Kontrak pengadaan ini berlanjut untuk memenuhi kebutuhan Kantor-kantor SAR di daerah rawan bencana gempa bumi. Berdasarkan informasi, dibutuhkan minimal 10 set alat untuk 10 daerah rawan, agar bila terjadi bencana gempa bumi Resquer bisa segera mencari korban dengan cepat menggunakan alat canggih ini.
“Dari sasaran 10 set yang akan diadakan, hingga tahun 2023 baru didapat 7 set hingga terjadi OTT. Bila kita hitung secara garis besar pengadaan alat deteksi reruntuhan ini bila tidak adanya bantuan dari PT Sejati, maka Basarnas paling baru memiliki 3 set alat mengingat mahalnya alat canggih tersebut,” jelasnya.
Dengan demikian menurut Adrian tuduhan terhadap Kabasarnas telah merekayasa kontrak yang merugikan Basarnas atau negara sudah terpatahkan. “Justru Basarnas atau negara diuntungkan dengan adanya kontrak pengadaan dengan sdr.
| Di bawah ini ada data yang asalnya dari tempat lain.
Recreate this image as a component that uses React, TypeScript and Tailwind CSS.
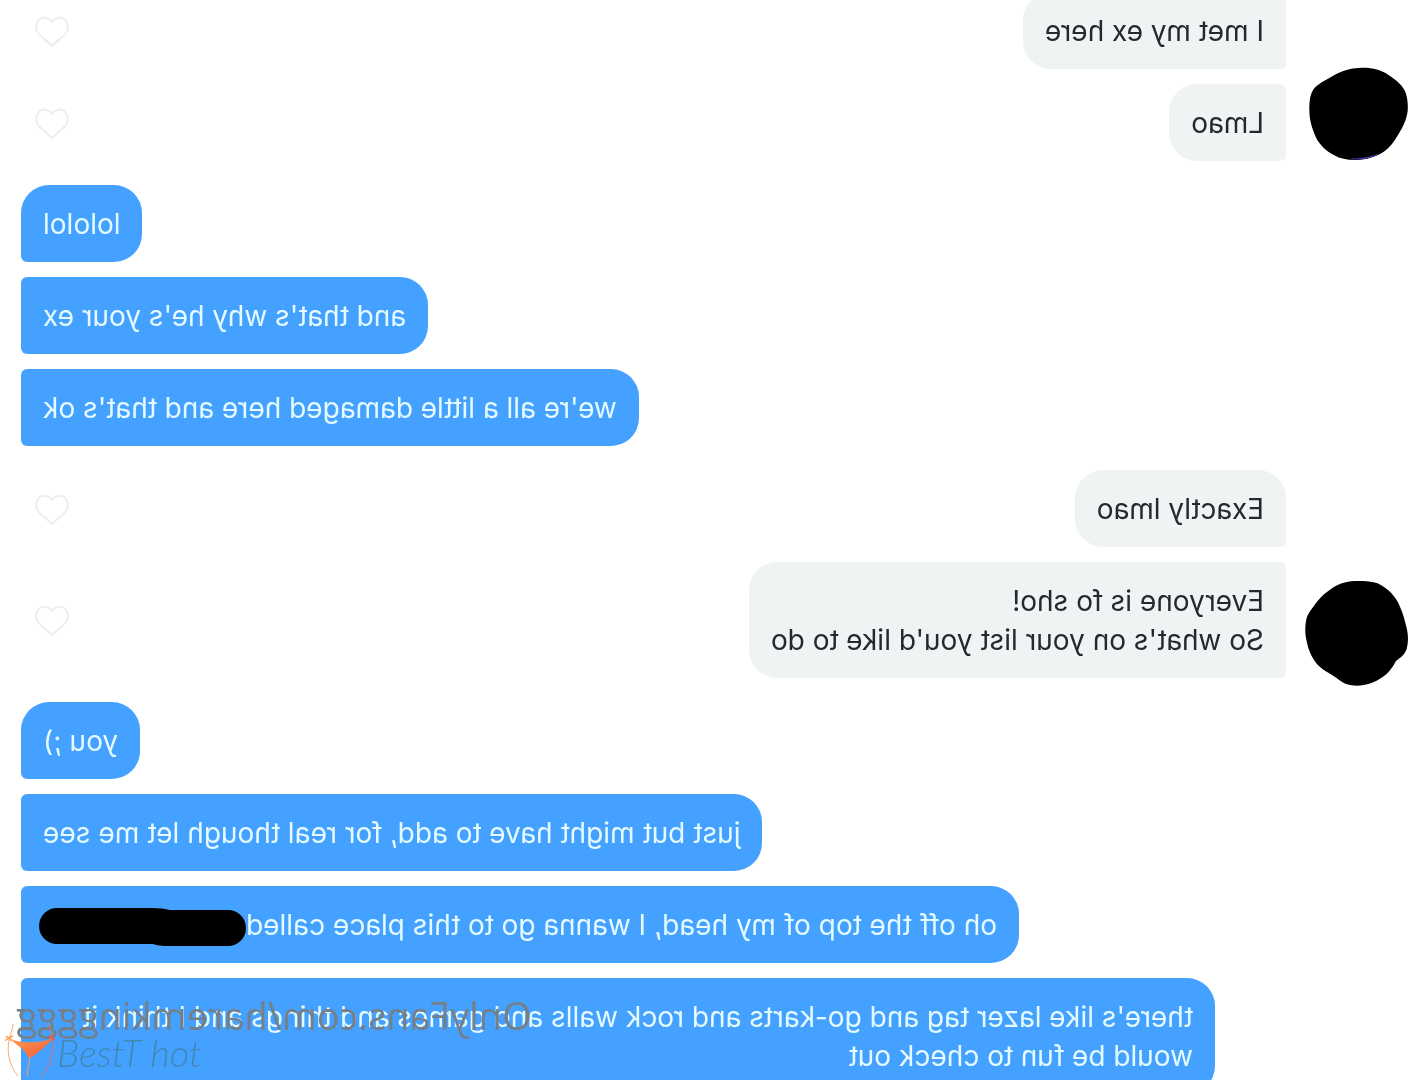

Mulsunadi Gunawan dari Sejati Group. Kasus ini menjadi menarik untuk dicermati,” imbuhnya.
Selain itu, HA sejak menjadi Kabasarnas juga telah terbukti melakukan penghematan anggaran dari pembelian BBM.
“Basarnas bekerjasama melalui MoU untuk pengisian BBM kapal seluruh Indonesia, yang dulunya BBM dapat dibeli dari sumber mana aja. Dengan terpusatnya pembelian melalui Pertamina, mengakibatkan tahun 2021 dapat dihemat sebanyak Rp38 miliar khusus dari BBM saja. Perlu diketahui dana pembelian BBM ini merupakan belanja modal yang kemudian hasilnya untuk beralih ke belanja barang, salah satunya guna membeli alat deteksi reruntuhan senilai Rp9,6 miliar tersebut,” sebutnya.